I don’t associate “Jewish community” as a term. For me it's a way of life. Being involved in the Jewish community is about giving back. It's not about listing things to put on your resume. I truly see it as a responsibility, but not in the same way as say, paying taxes. It is a responsibility that I cherish. It enables me to be part of something much bigger than just myself or my family.


What would you tell young people thinking about getting involved in their community?

To be honest I wouldn't tell them anything. Our young generation needs to figure it out for themselves. It can’t be forced upon them. They have to want to be/get involved.
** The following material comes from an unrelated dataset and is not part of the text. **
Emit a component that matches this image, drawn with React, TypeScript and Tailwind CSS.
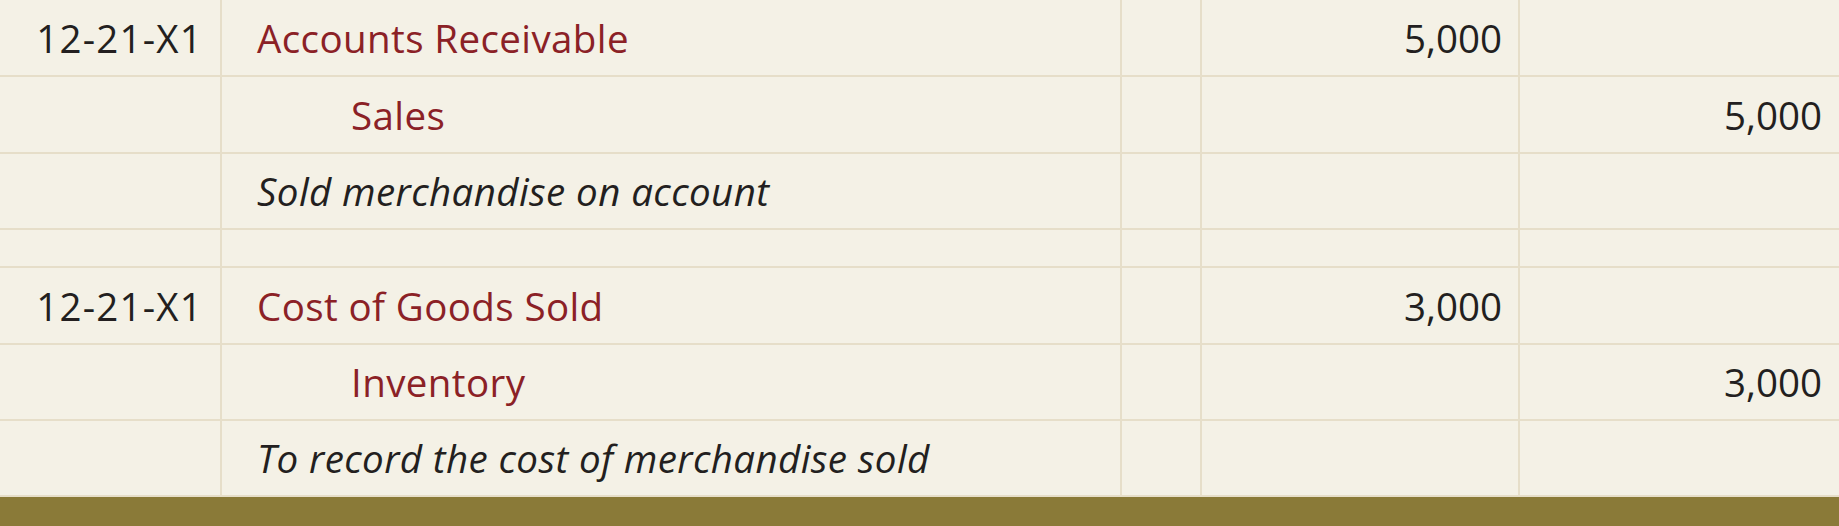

Our Jewish communities and leaders have to demonstrate the importance of getting involved, whether that be financially or through volunteering.


I am more comfortable telling young people what community means to me and why it is important, not just for them individually, but for something bigger than themselves. I hope that my involvement will inspire my children and others to recognize the rewards of giving back to one’s community.


Why do Jewish Federations of Canada - UIA (JFC-UIA) and Canada Israel Experience (CIE) matter?

For me, JFC-UIA it is a key conduit that connects our national communities to each other, whether that be Toronto or Vancouver or Sydney, Nova Scotia. Equally important, JFC-UIA is our communities’ conduit to Israel. While the work of JFC-UIA is often unknown or unclear, the work done by this organization behind the scenes to bind our Jewish communities together is critical.


Canada Israel Experience (CIE) is the umbrella for all experiential Israel programs, including March of the Living, Birthright, MASA Israel and many other programs that  connect the Canadian Jewish community to Israel and to being Jewish. While the brand may not be well known, in my view the programs within the CIE are the most important educational programs available because they connect the next generation to their Jewish roots and to Israel.


While many would associate JFC-UIA with money and funding, for me is equally if not more important to recognize the educational link that JFC-UIA and CIE provide to our Jewish communities from coast to coast to coast.